Step 1: Install SocketCAN and CAN Utilities

# Install kernel tools and userspace utilities
sudo apt update
sudo apt install can-utils iproute2 -y

# Verify the kernel module is available
modinfo can

Expected: modinfo prints module metadata with filename: path ending in .ko.

If it fails:

"Module not found": Your kernel was built without CAN support. On embedded boards (Jetson, Pi), install linux-modules-extra-$(uname -r).

Step 2: Bring Up the CAN Interface

For a USB-to-CAN adapter (e.g., CANable, PEAK PCAN-USB):

# Load the driver — use gs_usb for CANable, peak_usb for PEAK
sudo modprobe gs_usb

# Set bitrate to match your motor controller (typically 1M or 500K)
sudo ip link set can0 type can bitrate 1000000

# Bring the interface up
sudo ip link set can0 up

# Confirm it's live
ip link show can0

Expected: Output shows can0: <NOARP,UP,LOWER_UP> with your bitrate.

For a native CAN interface (Xavier, i.MX, STM32 via slcan):

# slcan bridges a serial port to SocketCAN
sudo slcand -o -s8 -t hw -S 3000000 /dev/ttyUSB0 can0
sudo ip link set can0 up

If it fails:

"RTNETLINK answers: Operation not permitted": Prepend sudo or run as root.
Interface goes down immediately: Bitrate mismatch — check your motor controller's CAN settings and match exactly.
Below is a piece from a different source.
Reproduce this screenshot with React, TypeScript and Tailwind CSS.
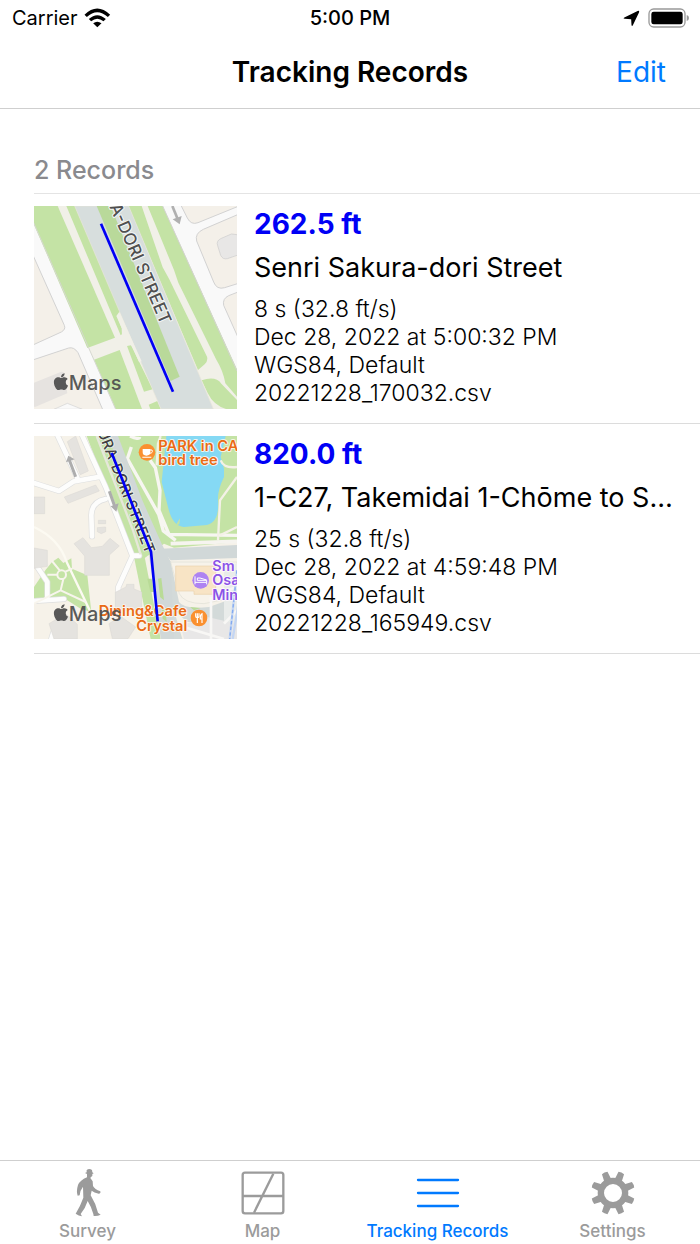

Step 3: Verify Raw CAN Communication

Open two terminals. In the first, listen:

candump can0

In the second, send a test frame:

# Send frame: ID 0x001, 8 bytes of zeros
cansend can0 001#0000000000000000

Expected in Terminal 1:

can0  001   [8]  00 00 00 00 00 00 00 00

Now send a real command. For an ODrive at node ID 0, request encoder position (0x009):

cansend can0 009#0000000000000000

Expected: ODrive echoes back a frame with position data. If you see a response, your hardware path is working.

Step 4: Install ROS 2 CAN Dependencies

# ros2_control hardware interface framework
sudo apt install ros-humble-ros2-control ros-humble-ros2-controllers -y

# ros-humble-canopen for CANopen devices (skip if using ODrive/VESC)
sudo apt install ros-humble-canopen -y

Verify:

ros2 pkg list | grep -E "ros2_control|canopen"

Expected: At least ros2_control, controller_manager, hardware_interface appear.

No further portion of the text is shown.